Africa and Pakistan Face Polio Outbreaks, in Blow to Global Fight

Donald G. McNeil Jr., New York Times, August 23, 2013

The global effort to eradicate polio, a disease that has been on the brink of extinction for years, is facing serious setbacks on two continents. The virus is surging in Somalia and the Horn of Africa, which had been largely free of cases for several years. And a new outbreak has begun in a part of Pakistan that a warlord declared off limits to vaccinators 14 months ago.

The African outbreak began in May with just two cases of polio paralysis: one in Mogadishu, Somalia’s capital, and another in the huge Dadaab refugee camp in Kenya, where thousands of Somalis have fled fighting between Islamic militants, clan militias, government troops and African peacekeepers.

Now there are 121 cases in the region; last year, there were only 223 in the world.

The new Pakistan outbreak is in North Waziristan, near the frontier with Afghanistan. It is in an area where a warlord banned polio vaccinations after it was disclosed that the C.I.A. had staged a hepatitis vaccination campaign in its hunt for Osama bin Laden. The warlord, Hafiz Gul Bahadur, banned all efforts until American drone strikes ended.

Although only three North Waziristan children have suffered polio paralysis since then, even one case shows that the virus is in the area and could spread.

The new outbreaks may delay a recently announced $5.5 billion plan to eradicate polio by 2018. {snip}


The Pakistan outbreak is particularly frustrating because eradication had been going steadily forward despite the killings in December of nine vaccinators for which some blamed the Taliban.

Public health officials had counted themselves lucky that despite simultaneous vaccination bans in North and South Waziristan, no polio virus was known to be circulating in the 250,000 children in those areas. Vaccination posts were set up on nearby highways and on buses and trains. Urban hospitals packed the vaccine on ice for families willing to smuggle it back to neighbors. But it was not enough.

“The equation is simple,” said Dr. Elias Durry, emergency coordinator for polio eradication in Pakistan for the World Health Organization. “Where you can immunize, the virus goes away. Where you can’t, the virus gets in, and it will paralyze these poor kids.”
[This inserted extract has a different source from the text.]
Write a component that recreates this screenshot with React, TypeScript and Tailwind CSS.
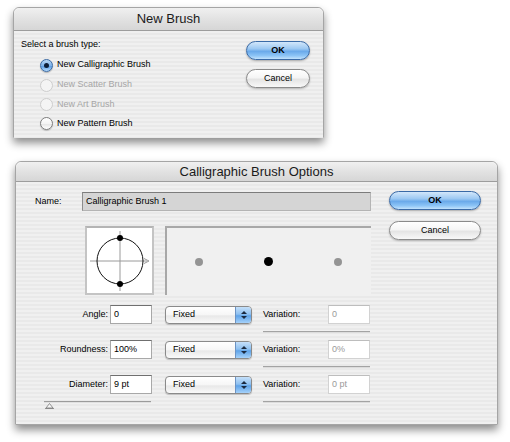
import React from "react";

const font = "font-['Liberation_Sans',Arial,sans-serif]";

function Radio({ state }: { state: "on" | "off" | "dis" }) {
  if (state === "on")
    return (
      <div className="flex h-[13px] w-[13px] items-center justify-center rounded-full border border-[#3b6aa3] bg-[linear-gradient(to_bottom,#bcd9f5_0%,#7fb3ea_50%,#5a9de4_55%,#b4dafc_100%)] shadow-[0_1px_1px_rgba(0,0,0,0.25)]">
        <div className="h-[5px] w-[5px] rounded-full bg-[#0d1d36]" />
      </div>
    );
  if (state === "off")
    return (
      <div className="h-[13px] w-[13px] rounded-full border border-[#7d7d7d] bg-[linear-gradient(to_bottom,#ffffff_0%,#f4f4f4_50%,#e6e6e6_55%,#ffffff_100%)] shadow-[0_1px_1px_rgba(0,0,0,0.2)]" />
    );
  return <div className="h-[13px] w-[13px] rounded-full border border-[#cdcdcd] bg-[#f4f4f4]" />;
}

function OkButton({ w }: { w: string }) {
  return (
    <div
      className={`${w} flex h-[19px] items-center justify-center rounded-full border border-[#3a6aa6] bg-[linear-gradient(to_bottom,#d2e7fb_0%,#9cc8f2_40%,#6aa9ea_55%,#8cc4f6_80%,#c2e2fd_100%)] text-[9px] font-bold text-black shadow-[0_1px_2px_rgba(0,0,0,0.3)]`}
    >
      OK
    </div>
  );
}

function CancelButton({ w }: { w: string }) {
  return (
    <div
      className={`${w} flex h-[19px] items-center justify-center rounded-full border border-[#8a8a8a] bg-[linear-gradient(to_bottom,#ffffff_0%,#f5f5f5_45%,#e4e4e4_55%,#f8f8f8_100%)] text-[9px] text-black shadow-[0_1px_2px_rgba(0,0,0,0.25)]`}
    >
      Cancel
    </div>
  );
}

function TitleBar({ title, h }: { title: string; h: string }) {
  return (
    <div
      className={`${h} flex items-center justify-center rounded-t-[6px] border-b border-[#9d9d9d] bg-[linear-gradient(to_bottom,#f0f0f0_0%,#e2e2e2_50%,#d6d6d6_100%)] text-[13px] text-[#1a1a1a]`}
    >
      {title}
    </div>
  );
}

function Field({ value, dim }: { value: string; dim?: boolean }) {
  return (
    <div
      className={`flex h-[19px] w-[42px] items-center border ${
        dim
          ? "border-[#d2d2d2] border-t-[#bdbdbd] text-[#9a9a9a]"
          : "border-[#a8a8a8] border-t-[#6f6f6f] text-black"
      } bg-white pl-[3px] text-[9px]`}
    >
      {value}
    </div>
  );
}

function Select() {
  return (
    <div className="flex h-[18px] w-[87px] items-stretch overflow-hidden rounded-[4px] border border-[#8a8a8a] bg-[linear-gradient(to_bottom,#ffffff_0%,#f6f6f6_50%,#e8e8e8_55%,#fafafa_100%)] shadow-[0_1px_1px_rgba(0,0,0,0.2)]">
      <div className="flex flex-1 items-center pl-[7px] text-[9px] text-black">Fixed</div>
      <div className="flex w-[16px] flex-col items-center justify-center gap-[2px] border-l border-[#6b93c4] bg-[linear-gradient(to_bottom,#c5e0fa_0%,#8ec0f0_45%,#5fa3e8_55%,#a5d2fb_100%)]">
        <svg width="6" height="3" viewBox="0 0 6 3">
          <polygon points="0,3 6,3 3,0" fill="#1b2a40" />
        </svg>
        <svg width="6" height="3" viewBox="0 0 6 3">
          <polygon points="0,0 6,0 3,3" fill="#1b2a40" />
        </svg>
      </div>
    </div>
  );
}

function ParamRow({
  label,
  value,
  varValue,
  slider,
}: {
  label: string;
  value: string;
  varValue: string;
  slider?: boolean;
}) {
  return (
    <div className="flex flex-col">
      <div className="flex h-[19px] items-center">
        <div className="w-[94px] pr-[2px] text-right text-[9px] text-black">{label}</div>
        <Field value={value} />
        <div className="ml-[13px]">
          <Select />
        </div>
        <div className="ml-[11px] w-[65px] text-[9px] text-black">Variation:</div>
        <Field value={varValue} dim />
      </div>
      <div className="relative flex h-[16px] items-center">
        {slider ? (
          <div className="relative ml-[28px] w-[107px]">
            <div className="h-[2px] border-t border-[#9b9b9b] bg-[#e0e0e0]" />
            <svg className="absolute left-[1px] top-[2px]" width="9" height="6" viewBox="0 0 9 6">
              <polygon points="4.5,0.5 8,5 1,5" fill="#f4f4f4" stroke="#7a7a7a" strokeWidth="0.8" />
              <line x1="0" y1="5.5" x2="9" y2="5.5" stroke="#7a7a7a" strokeWidth="0.8" />
            </svg>
          </div>
        ) : null}
        <div className={`${slider ? "ml-[112px]" : "ml-[247px]"} h-[2px] w-[107px] border-t border-[#a3a3a3] bg-[#dcdcdc]`} />
      </div>
    </div>
  );
}

const stripes =
  "bg-[repeating-linear-gradient(to_bottom,#f0f0f0_0px,#f0f0f0_2px,#e9e9e9_2px,#e9e9e9_4px)]";

export default function App() {
  return (
    <div className={`${font} h-[442px] w-[510px] overflow-hidden bg-white`}>
      {/* New Brush dialog */}
      <div className="ml-[13px] mt-[7px] h-[131px] w-[311px] rounded-t-[6px] border border-[#a5a5a5] shadow-[0_5px_9px_rgba(0,0,0,0.45)]">
        <TitleBar title="New Brush" h="h-[23px]" />
        <div className={`${stripes} flex h-[107px]`}>
          <div className="flex flex-col pl-[7px] pt-[7px]">
            <div className="h-[12px] text-[9px] leading-[12px] text-black">Select a brush type:</div>
            <div className="mt-[5px] flex flex-col pl-[19px]">
              <div className="flex h-[20px] items-center gap-[4px] text-[9px] text-black">
                <Radio state="on" />
                New Calligraphic Brush
              </div>
              <div className="flex h-[20px] items-center gap-[4px] text-[9px] text-[#a6a6a6]">
                <Radio state="dis" />
                New Scatter Brush
              </div>
              <div className="flex h-[19px] items-center gap-[4px] text-[9px] text-[#a6a6a6]">
                <Radio state="dis" />
                New Art Brush
              </div>
              <div className="flex h-[19px] items-center gap-[4px] text-[9px] text-black">
                <Radio state="off" />
                New Pattern Brush
              </div>
            </div>
          </div>
          <div className="ml-auto mr-[13px] flex flex-col gap-[9px] pt-[10px]">
            <OkButton w="w-[64px]" />
            <CancelButton w="w-[64px]" />
          </div>
        </div>
      </div>

      {/* Calligraphic Brush Options dialog */}
      <div className="ml-[15px] mt-[23px] h-[264px] w-[483px] rounded-t-[6px] border border-[#a5a5a5] shadow-[0_5px_9px_rgba(0,0,0,0.45)]">
        <TitleBar title="Calligraphic Brush Options" h="h-[20px]" />
        <div className={`${stripes} flex h-[242px] pt-[9px]`}>
          <div className="flex w-[355px] flex-col">
            <div className="mt-[1px] flex h-[19px] items-center pl-[19px]">
              <div className="w-[47px] text-[9px] text-black">Name:</div>
              <div className="flex h-[19px] w-[289px] items-center border border-[#b4b4b4] border-t-[#7c7c7c] border-l-[#8c8c8c] bg-[#d5d5d5] pl-[3px] text-[9px] text-black">
                Calligraphic Brush 1
              </div>
            </div>
            <div className="mt-[15px] flex">
              <div className="ml-[69px] h-[69px] w-[69px] border-2 border-[#c4c4c4] border-t-[#b4b4b4] bg-white">
                <svg width="65" height="65" viewBox="0 0 65 65">
                  <line x1="3" y1="33" x2="60" y2="33" stroke="#9a9a9a" strokeWidth="1" />
                  <polyline points="57,30.5 62,33 57,35.5" fill="none" stroke="#9a9a9a" strokeWidth="1" />
                  <line x1="33" y1="3" x2="33" y2="63" stroke="#9a9a9a" strokeWidth="1" />
                  <circle cx="33" cy="33" r="23" fill="none" stroke="#111" strokeWidth="1" />
                  <circle cx="33" cy="10" r="3" fill="#000" />
                  <circle cx="33" cy="56" r="3" fill="#000" />
                </svg>
              </div>
              <div className="relative ml-[11px] h-[69px] w-[206px] border-l-2 border-t-2 border-[#a8a8a8] bg-[#f0f0f0]">
                <div className="flex h-full items-center">
                  <div className="ml-[28px] h-[8px] w-[8px] rounded-full bg-[#949494]" />
                  <div className="ml-[61px] h-[9px] w-[9px] rounded-full bg-black" />
                  <div className="ml-[61px] h-[8px] w-[8px] rounded-full bg-[#949494]" />
                </div>
              </div>
            </div>
            <div className="mt-[10px] flex flex-col">
              <ParamRow label="Angle:" value="0" varValue="0" />
              <ParamRow label="Roundness:" value="100%" varValue="0%" />
              <ParamRow label="Diameter:" value="9 pt" varValue="0 pt" slider />
            </div>
          </div>
          <div className="ml-[18px] flex flex-col gap-[11px]">
            <OkButton w="w-[92px]" />
            <CancelButton w="w-[92px]" />
          </div>
        </div>
      </div>
    </div>
  );
}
Before the Waziristan outbreak, Pakistan had seen only 24 cases this year, about as many as it had at the same point in 2012. Most were around Karachi and Peshawar, where last year’s killings of the vaccinators took place and where resistance to vaccines is highest.

The Somali outbreak is different. There is little opposition to the vaccine itself, said Dr. Bruce Aylward, the W.H.O. assistant director general for polio. In several Muslim countries, including Pakistan, the drive has been hurt by rumors that the vaccine sterilizes girls or contains the virus that causes AIDS or pork products.
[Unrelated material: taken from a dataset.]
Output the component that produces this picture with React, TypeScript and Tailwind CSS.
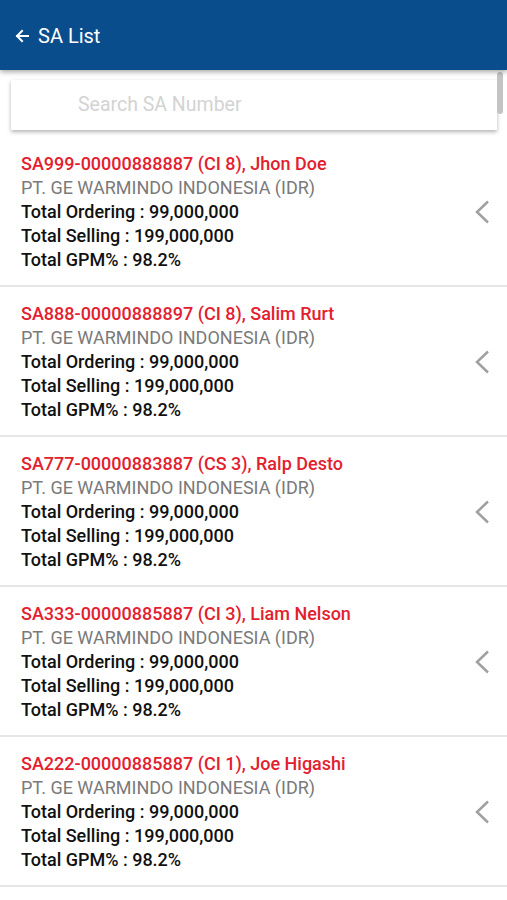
import React from "react";

const items = [
  { id: "SA999-00000888887 (CI 8), Jhon Doe" },
  { id: "SA888-00000888897 (CI 8), Salim Rurt" },
  { id: "SA777-00000883887 (CS 3), Ralp Desto" },
  { id: "SA333-00000885887 (CI 3), Liam Nelson" },
  { id: "SA222-00000885887 (CI 1), Joe Higashi" },
];

export default function App() {
  return (
    <div
      className="relative w-[507px] h-[900px] overflow-hidden bg-white"
      style={{ fontFamily: "Roboto, 'Liberation Sans', sans-serif" }}
    >
      <div className="relative z-10 h-[70px] bg-[#0a4d8d] flex items-center pl-[14px] shadow-[0_2px_5px_rgba(0,0,0,0.35)]">
        <svg width="16" height="16" viewBox="0 0 16 16" className="mt-[1px]">
          <path d="M14 8H3M8 3L3 8l5 5" fill="none" stroke="#fff" strokeWidth="2" strokeLinecap="square" />
        </svg>
        <span className="ml-[8px] text-white text-[20px] leading-none mt-[1px]">SA List</span>
      </div>

      <div className="absolute right-[4px] top-[72px] w-[6px] h-[42px] rounded-full bg-[#c4c4c4]" />

      <div className="px-[11px] pt-[10px]">
        <div className="h-[50px] w-[486px] bg-white shadow-[0_2px_4px_rgba(0,0,0,0.3)] flex items-center pl-[67px]">
          <span className="text-[19.5px] text-[#d3d3d3] mt-[-1px]">Search SA Number</span>
        </div>
      </div>

      <div className="mt-[7px]">
        {items.map((it, i) => (
          <div
            key={i}
            className="flex items-center border-b-2 border-[#e6e6e6] pl-[21px] pr-[17px] pt-[15px] pb-[13px]"
          >
            <div className="flex-1 text-[18px] leading-[24px]">
              <div className="font-medium text-[#e3202e]">{it.id}</div>
              <div className="text-[#7a7a7a]">PT. GE WARMINDO INDONESIA (IDR)</div>
              <div className="font-medium text-[#111]">Total Ordering : 99,000,000</div>
              <div className="font-medium text-[#111]">Total Selling : 199,000,000</div>
              <div className="font-medium text-[#111]">Total GPM% : 98.2%</div>
            </div>
            <svg width="16" height="24" viewBox="0 0 16 24">
              <path d="M14 1.5L3 12l11 10.5" fill="none" stroke="#a0a0a0" strokeWidth="2.5" />
            </svg>
          </div>
        ))}
      </div>
    </div>
  );
}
But, he said, many cases are in areas south of Mogadishu where the Shabab, a militant group, operate. The group opposes mass campaigns because it believes the sight of thousands of vaccinators going house to house would undercut its claim to rule those areas.


Instead, the campaign negotiates with local chiefs and midlevel Shabab members to hold small drives.
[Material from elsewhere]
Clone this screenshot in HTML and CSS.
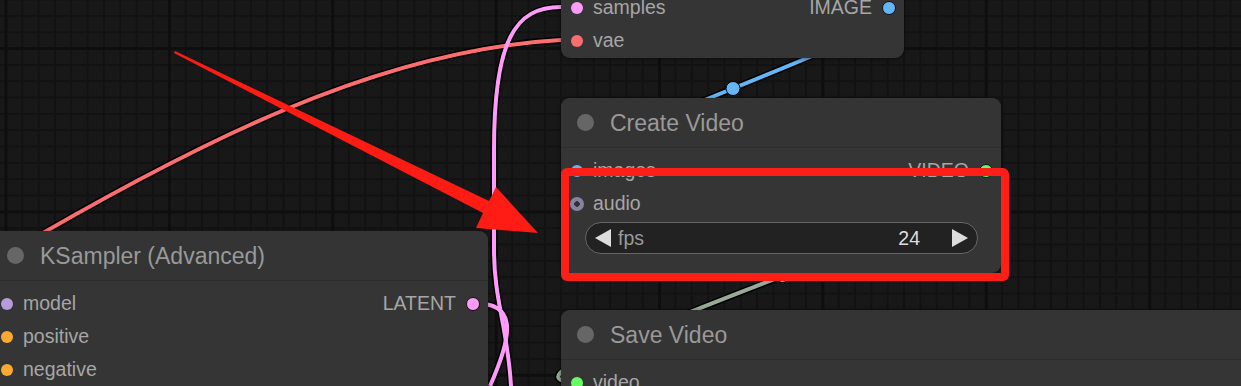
FILE: index.html
```html
<!DOCTYPE html>
<html lang="en">
<head>
    <meta charset="UTF-8">
    <meta name="viewport" content="width=device-width, initial-scale=1.0">
    <title>Workflow - Create Video</title>
    <link rel="stylesheet" href="styles.css">
</head>
<body>
    <div class="canvas">
        <!-- links are drawn under the nodes -->
        <svg class="links" width="1241" height="386" viewBox="0 0 1241 386">
            <g class="link-border">
                <path d="M0,258 C200,140 380,50 561,40"/>
                <path d="M561,7 C515,7 494,40 494,150 L494,250 C494,300 508,330 511,386"/>
                <path d="M474,303 C515,303 515,330 490,386"/>
                <path d="M889,7 C979,7 487,170 577,170"/>
                <path d="M988,170 C1128,170 437,382 577,382"/>
            </g>
            <path class="link link-vae" d="M0,258 C200,140 380,50 561,40"/>
            <path class="link link-latent" d="M561,7 C515,7 494,40 494,150 L494,250 C494,300 508,330 511,386"/>
            <path class="link link-latent" d="M474,303 C515,303 515,330 490,386"/>
            <path class="link link-image" d="M889,7 C979,7 487,170 577,170"/>
            <path class="link link-default" d="M988,170 C1128,170 437,382 577,382"/>
            <circle class="link-center image" cx="733" cy="88.5" r="7"/>
            <circle class="link-center default" cx="782.5" cy="276" r="6.5"/>
        </svg>

        <div class="node node-decode">
            <div class="node-title"><span class="title-dot"></span>VAE Decode</div>
            <div class="node-body">
                <div class="slot-row">
                    <span class="slot"><i class="dot dot-latent"></i>samples</span>
                    <span class="slot out">IMAGE<i class="dot dot-image"></i></span>
                </div>
                <div class="slot-row">
                    <span class="slot"><i class="dot dot-vae"></i>vae</span>
                </div>
            </div>
        </div>

        <div class="node node-create">
            <div class="node-title"><span class="title-dot"></span>Create Video</div>
            <div class="node-body">
                <div class="slot-row">
                    <span class="slot"><i class="dot dot-image"></i>images</span>
                    <span class="slot out">VIDEO<i class="dot dot-video"></i></span>
                </div>
                <div class="slot-row">
                    <span class="slot"><i class="dot dot-audio"></i>audio</span>
                </div>
                <div class="widget">
                    <svg class="arrow" width="16" height="18" viewBox="0 0 16 18"><path d="M0,9 L16,0 L16,18 Z"/></svg>
                    <span class="widget-name">fps</span>
                    <span class="widget-value">24</span>
                    <svg class="arrow" width="16" height="18" viewBox="0 0 16 18"><path d="M16,9 L0,0 L0,18 Z"/></svg>
                </div>
            </div>
        </div>

        <div class="node node-ksampler">
            <div class="node-title"><span class="title-dot"></span>KSampler (Advanced)</div>
            <div class="node-body">
                <div class="slot-row">
                    <span class="slot"><i class="dot dot-model"></i>model</span>
                    <span class="slot out">LATENT<i class="dot dot-latent"></i></span>
                </div>
                <div class="slot-row">
                    <span class="slot"><i class="dot dot-cond"></i>positive</span>
                </div>
                <div class="slot-row">
                    <span class="slot"><i class="dot dot-cond"></i>negative</span>
                </div>
            </div>
        </div>

        <div class="node node-save">
            <div class="node-title"><span class="title-dot"></span>Save Video</div>
            <div class="node-body">
                <div class="slot-row">
                    <span class="slot"><i class="dot dot-video"></i>video</span>
                </div>
            </div>
        </div>

        <!-- annotation drawn over the screenshot -->
        <svg class="markup" width="1241" height="386" viewBox="0 0 1241 386">
            <polygon points="175,51 489,201 496,187 538,233 476,228 483,213 174,53"/>
            <rect x="565" y="172" width="440" height="105" rx="2"/>
        </svg>
    </div>
</body>
</html>
```

FILE: styles.css
```css
body {
    margin: 0;
    background-color: #181818;
    font-family: 'Liberation Sans', Arial, sans-serif;
}
.canvas {
    position: relative;
    width: 1241px;
    height: 386px;
    overflow: hidden;
    background-color: #181818;
    background-image:
        linear-gradient(to right, #0e0e0e 3px, transparent 3px),
        linear-gradient(to bottom, #0e0e0e 3px, transparent 3px),
        linear-gradient(to right, #121212 2px, transparent 2px),
        linear-gradient(to bottom, #121212 2px, transparent 2px);
    background-size: 163.4px 163.4px, 163.4px 163.4px, 16.34px 16.34px, 16.34px 16.34px;
    background-position: 4.5px 47px, 4.5px 47px, 5px 47.6px, 5px 47.6px;
}
.links, .markup {
    position: absolute;
    left: 0;
    top: 0;
}
.markup {
    z-index: 5;
}
.link-border path {
    fill: none;
    stroke: #000;
    stroke-width: 7;
}
.link {
    fill: none;
    stroke-width: 4;
}
.link-vae { stroke: #ff6e6e; }
.link-latent { stroke: #ff9cf9; }
.link-image { stroke: #64b5f6; }
.link-default { stroke: #99aa99; }
.link-center {
    stroke: #000;
    stroke-width: 1;
}
.link-center.image { fill: #64b5f6; }
.link-center.default { fill: #99aa99; }
.markup polygon {
    fill: #ff1c14;
}
.markup rect {
    fill: none;
    stroke: #ff1f18;
    stroke-width: 8;
}

/* nodes */
.node {
    position: absolute;
    background: #353535;
    border-radius: 9px;
    box-shadow: 0 1px 4px rgba(0, 0, 0, 0.45);
    overflow: hidden;
}
.node-decode { left: 561px; top: -65px; width: 343px; }
.node-create { left: 561px; top: 98px; width: 440px; }
.node-ksampler { left: -9px; top: 231px; width: 497px; height: 200px; }
.node-save { left: 561px; top: 310px; width: 720px; height: 120px; }

.node-title {
    display: flex;
    align-items: center;
    gap: 16px;
    height: 48px;
    padding: 1px 0 0 16px;
    border-bottom: 1px solid #2c2c2c;
    background: #343434;
    color: #999;
    font-size: 23px;
}
.title-dot {
    width: 17px;
    height: 17px;
    margin-top: -1px;
    border-radius: 50%;
    background: #666;
}
.node-body {
    padding: 6px 0 1px;
}
.slot-row {
    display: flex;
    justify-content: space-between;
    align-items: center;
    height: 33px;
    padding: 0 8px 0 10px;
    color: #a6a6a6;
    font-size: 19.5px;
}
.slot {
    display: flex;
    align-items: center;
    gap: 10px;
}
.dot {
    display: block;
    width: 12px;
    height: 12px;
    border-radius: 50%;
    box-sizing: border-box;
}
.slot.out .dot {
    width: 14px;
    height: 14px;
    border: 1.5px solid #111;
}
.dot-latent { background: #ff9cf9; }
.dot-image { background: #64b5f6; }
.dot-vae { background: #ff6e6e; }
.dot-video { background: #66ff66; }
.dot-model { background: #b39ddb; }
.dot-cond { background: #ffa931; }
.dot-audio {
    width: 14px;
    height: 14px;
    margin-left: -1px;
    margin-right: -1px;
    background: radial-gradient(circle, #2e2e38 2.5px, #85849c 3px);
}

/* number widget */
.widget {
    display: flex;
    align-items: center;
    height: 32px;
    box-sizing: border-box;
    margin: 2px 23px 18px 24px;
    padding: 0 9px;
    border: 1px solid #666;
    border-radius: 16px;
    background: #222;
    font-size: 19.5px;
}
.arrow path {
    fill: #ddd;
}
.widget-name {
    flex: 1;
    margin-left: 7px;
    color: #999;
}
.widget-value {
    margin-right: 32px;
    color: #ddd;
}
```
Refugee camps face other obstacles. Large ones often have lawless areas on their fringes where vaccinators may fear to work because of predatory criminals.

“When this started, I said, ‘Brace yourself for hundreds of cases,’ ” Dr. Aylward said, because he knew that few children born in the last five years had been immunized.


Somalia is so dangerous for health workers that Doctors Without Borders pulled out of the country this month after 22 years there. But polio officials hope their campaign will not be targeted, largely because it creates thousands of temporary paying jobs for “volunteer” vaccinators.